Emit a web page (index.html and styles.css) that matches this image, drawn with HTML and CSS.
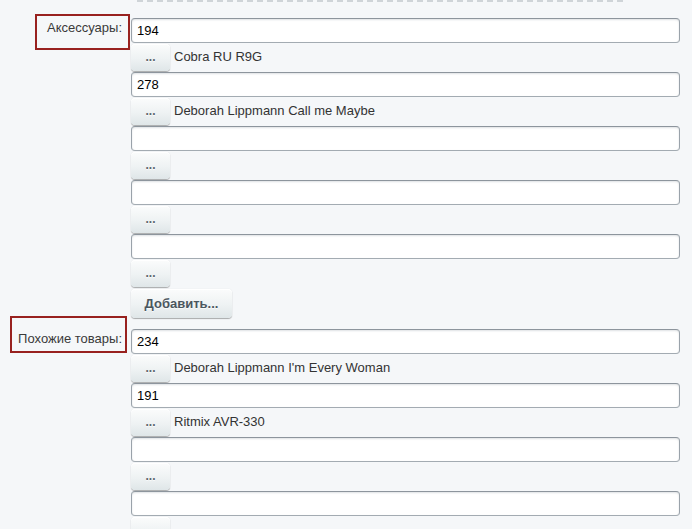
FILE: index.html
```html
<!DOCTYPE html>
<html lang="ru">
<head>
<meta charset="utf-8">
<title>Связанные товары</title>
<link rel="stylesheet" href="styles.css">
</head>
<body>
<div class="divider"></div>
<div class="form">
  <div class="field-label">
    <span>Аксессуары:</span>
    <div class="mark mark-a"></div>
  </div>
  <div class="field-body">
    <div class="item">
      <input class="item-input" type="text" value="194">
      <div class="item-row"><button class="btn pick-btn">...</button><span class="item-name">Cobra RU R9G</span></div>
    </div>
    <div class="item">
      <input class="item-input" type="text" value="278">
      <div class="item-row"><button class="btn pick-btn">...</button><span class="item-name">Deborah Lippmann Call me Maybe</span></div>
    </div>
    <div class="item">
      <input class="item-input" type="text" value="">
      <div class="item-row"><button class="btn pick-btn">...</button><span class="item-name"></span></div>
    </div>
    <div class="item">
      <input class="item-input" type="text" value="">
      <div class="item-row"><button class="btn pick-btn">...</button><span class="item-name"></span></div>
    </div>
    <div class="item">
      <input class="item-input" type="text" value="">
      <div class="item-row"><button class="btn pick-btn">...</button><span class="item-name"></span></div>
    </div>
    <button class="btn add-btn">Добавить...</button>
  </div>

  <div class="field-label">
    <span>Похожие товары:</span>
    <div class="mark mark-b"></div>
  </div>
  <div class="field-body">
    <div class="item">
      <input class="item-input" type="text" value="234">
      <div class="item-row"><button class="btn pick-btn">...</button><span class="item-name">Deborah Lippmann I'm Every Woman</span></div>
    </div>
    <div class="item">
      <input class="item-input" type="text" value="191">
      <div class="item-row"><button class="btn pick-btn">...</button><span class="item-name">Ritmix AVR-330</span></div>
    </div>
    <div class="item">
      <input class="item-input" type="text" value="">
      <div class="item-row"><button class="btn pick-btn">...</button><span class="item-name"></span></div>
    </div>
    <div class="item">
      <input class="item-input" type="text" value="">
      <div class="item-row"><button class="btn pick-btn">...</button><span class="item-name"></span></div>
    </div>
  </div>
</div>
</body>
</html>
```

FILE: styles.css
```css
html, body {
  margin: 0;
  padding: 0;
}

body {
  background: #f5f7f9;
  font-family: "Liberation Sans", Arial, sans-serif;
  font-size: 13px;
  color: #333;
  overflow: hidden;
}

.divider {
  margin-left: 137px;
  width: 486px;
  height: 0;
  border-top: 2px dashed #cfd4d8;
}

.form {
  display: grid;
  grid-template-columns: 131px 549px;
  row-gap: 11px;
  margin-top: 16px;
}

.field-label {
  position: relative;
  text-align: right;
  padding-right: 9px;
  padding-top: 2px;
  line-height: 15px;
  color: #3a3a3a;
}

/* red outline drawn around a field caption */
.mark {
  position: absolute;
  border: 2px solid #98211f;
  box-sizing: border-box;
}

.mark-a {
  left: 35px;
  top: -4px;
  width: 95px;
  height: 36px;
}

.mark-b {
  left: 10px;
  top: -13px;
  width: 117px;
  height: 37px;
}

.field-body {
  display: flex;
  flex-direction: column;
  align-items: flex-start;
}

.item {
  width: 100%;
}

.item-input {
  display: block;
  width: 100%;
  height: 25px;
  box-sizing: border-box;
  margin: 0 0 1px 0;
  padding: 0 5px;
  background: #fff;
  border: 1px solid;
  border-color: #8d959d #9aa2aa #a3abb2 #9aa2aa;
  border-radius: 4px;
  box-shadow: inset 0 1px 2px rgba(160, 170, 175, 0.35);
  font-family: "Liberation Sans", Arial, sans-serif;
  font-size: 13px;
  color: #000;
  outline: none;
}

.item-row {
  display: flex;
  align-items: flex-start;
  gap: 4px;
  height: 28px;
}

.btn {
  display: inline-block;
  box-sizing: border-box;
  border: none;
  border-radius: 4px;
  background: linear-gradient(to bottom, #fbfcfc 0%, #eef2f3 55%, #dfe6e8 100%);
  box-shadow: 0 0 1px rgba(0, 0, 0, 0.15), 0 1px 1px rgba(0, 0, 0, 0.3), inset 0 1px 0 #fff;
  font-family: "Liberation Sans", Arial, sans-serif;
  font-weight: bold;
  font-size: 13px;
  color: #4b565e;
  text-shadow: 0 1px rgba(255, 255, 255, 0.7);
  cursor: pointer;
  padding: 0;
}

.pick-btn {
  width: 39px;
  height: 27px;
  line-height: 27px;
  font-size: 12px;
  color: #5c666d;
}

.item-name {
  padding-top: 5px;
  line-height: 15px;
  color: #333;
}

.add-btn {
  margin-top: 1px;
  width: 101px;
  height: 29px;
  padding: 0 12px;
}
```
:::
Work to complete ▸ Skip the images and write out the rest of the listing exactly.

Task solution ▸
Emit a web page (index.html and styles.css) that matches this image, drawn with HTML and CSS.
FILE: index.html
```html
<!DOCTYPE html>
<html lang="ru">
<head>
<meta charset="utf-8">
<title>Связанные товары</title>
<link rel="stylesheet" href="styles.css">
</head>
<body>
<div class="divider"></div>
<div class="form">
  <div class="field-label">
    <span>Аксессуары:</span>
    <div class="mark mark-a"></div>
  </div>
  <div class="field-body">
    <div class="item">
      <input class="item-input" type="text" value="194">
      <div class="item-row"><button class="btn pick-btn">...</button><span class="item-name">Cobra RU R9G</span></div>
    </div>
    <div class="item">
      <input class="item-input" type="text" value="278">
      <div class="item-row"><button class="btn pick-btn">...</button><span class="item-name">Deborah Lippmann Call me Maybe</span></div>
    </div>
    <div class="item">
      <input class="item-input" type="text" value="">
      <div class="item-row"><button class="btn pick-btn">...</button><span class="item-name"></span></div>
    </div>
    <div class="item">
      <input class="item-input" type="text" value="">
      <div class="item-row"><button class="btn pick-btn">...</button><span class="item-name"></span></div>
    </div>
    <div class="item">
      <input class="item-input" type="text" value="">
      <div class="item-row"><button class="btn pick-btn">...</button><span class="item-name"></span></div>
    </div>
    <button class="btn add-btn">Добавить...</button>
  </div>

  <div class="field-label">
    <span>Похожие товары:</span>
    <div class="mark mark-b"></div>
  </div>
  <div class="field-body">
    <div class="item">
      <input class="item-input" type="text" value="234">
      <div class="item-row"><button class="btn pick-btn">...</button><span class="item-name">Deborah Lippmann I'm Every Woman</span></div>
    </div>
    <div class="item">
      <input class="item-input" type="text" value="191">
      <div class="item-row"><button class="btn pick-btn">...</button><span class="item-name">Ritmix AVR-330</span></div>
    </div>
    <div class="item">
      <input class="item-input" type="text" value="">
      <div class="item-row"><button class="btn pick-btn">...</button><span class="item-name"></span></div>
    </div>
    <div class="item">
      <input class="item-input" type="text" value="">
      <div class="item-row"><button class="btn pick-btn">...</button><span class="item-name"></span></div>
    </div>
  </div>
</div>
</body>
</html>
```

FILE: styles.css
```css
html, body {
  margin: 0;
  padding: 0;
}

body {
  background: #f5f7f9;
  font-family: "Liberation Sans", Arial, sans-serif;
  font-size: 13px;
  color: #333;
  overflow: hidden;
}

.divider {
  margin-left: 137px;
  width: 486px;
  height: 0;
  border-top: 2px dashed #cfd4d8;
}

.form {
  display: grid;
  grid-template-columns: 131px 549px;
  row-gap: 11px;
  margin-top: 16px;
}

.field-label {
  position: relative;
  text-align: right;
  padding-right: 9px;
  padding-top: 2px;
  line-height: 15px;
  color: #3a3a3a;
}

/* red outline drawn around a field caption */
.mark {
  position: absolute;
  border: 2px solid #98211f;
  box-sizing: border-box;
}

.mark-a {
  left: 35px;
  top: -4px;
  width: 95px;
  height: 36px;
}

.mark-b {
  left: 10px;
  top: -13px;
  width: 117px;
  height: 37px;
}

.field-body {
  display: flex;
  flex-direction: column;
  align-items: flex-start;
}

.item {
  width: 100%;
}

.item-input {
  display: block;
  width: 100%;
  height: 25px;
  box-sizing: border-box;
  margin: 0 0 1px 0;
  padding: 0 5px;
  background: #fff;
  border: 1px solid;
  border-color: #8d959d #9aa2aa #a3abb2 #9aa2aa;
  border-radius: 4px;
  box-shadow: inset 0 1px 2px rgba(160, 170, 175, 0.35);
  font-family: "Liberation Sans", Arial, sans-serif;
  font-size: 13px;
  color: #000;
  outline: none;
}

.item-row {
  display: flex;
  align-items: flex-start;
  gap: 4px;
  height: 28px;
}

.btn {
  display: inline-block;
  box-sizing: border-box;
  border: none;
  border-radius: 4px;
  background: linear-gradient(to bottom, #fbfcfc 0%, #eef2f3 55%, #dfe6e8 100%);
  box-shadow: 0 0 1px rgba(0, 0, 0, 0.15), 0 1px 1px rgba(0, 0, 0, 0.3), inset 0 1px 0 #fff;
  font-family: "Liberation Sans", Arial, sans-serif;
  font-weight: bold;
  font-size: 13px;
  color: #4b565e;
  text-shadow: 0 1px rgba(255, 255, 255, 0.7);
  cursor: pointer;
  padding: 0;
}

.pick-btn {
  width: 39px;
  height: 27px;
  line-height: 27px;
  font-size: 12px;
  color: #5c666d;
}

.item-name {
  padding-top: 5px;
  line-height: 15px;
  color: #333;
}

.add-btn {
  margin-top: 1px;
  width: 101px;
  height: 29px;
  padding: 0 12px;
}
```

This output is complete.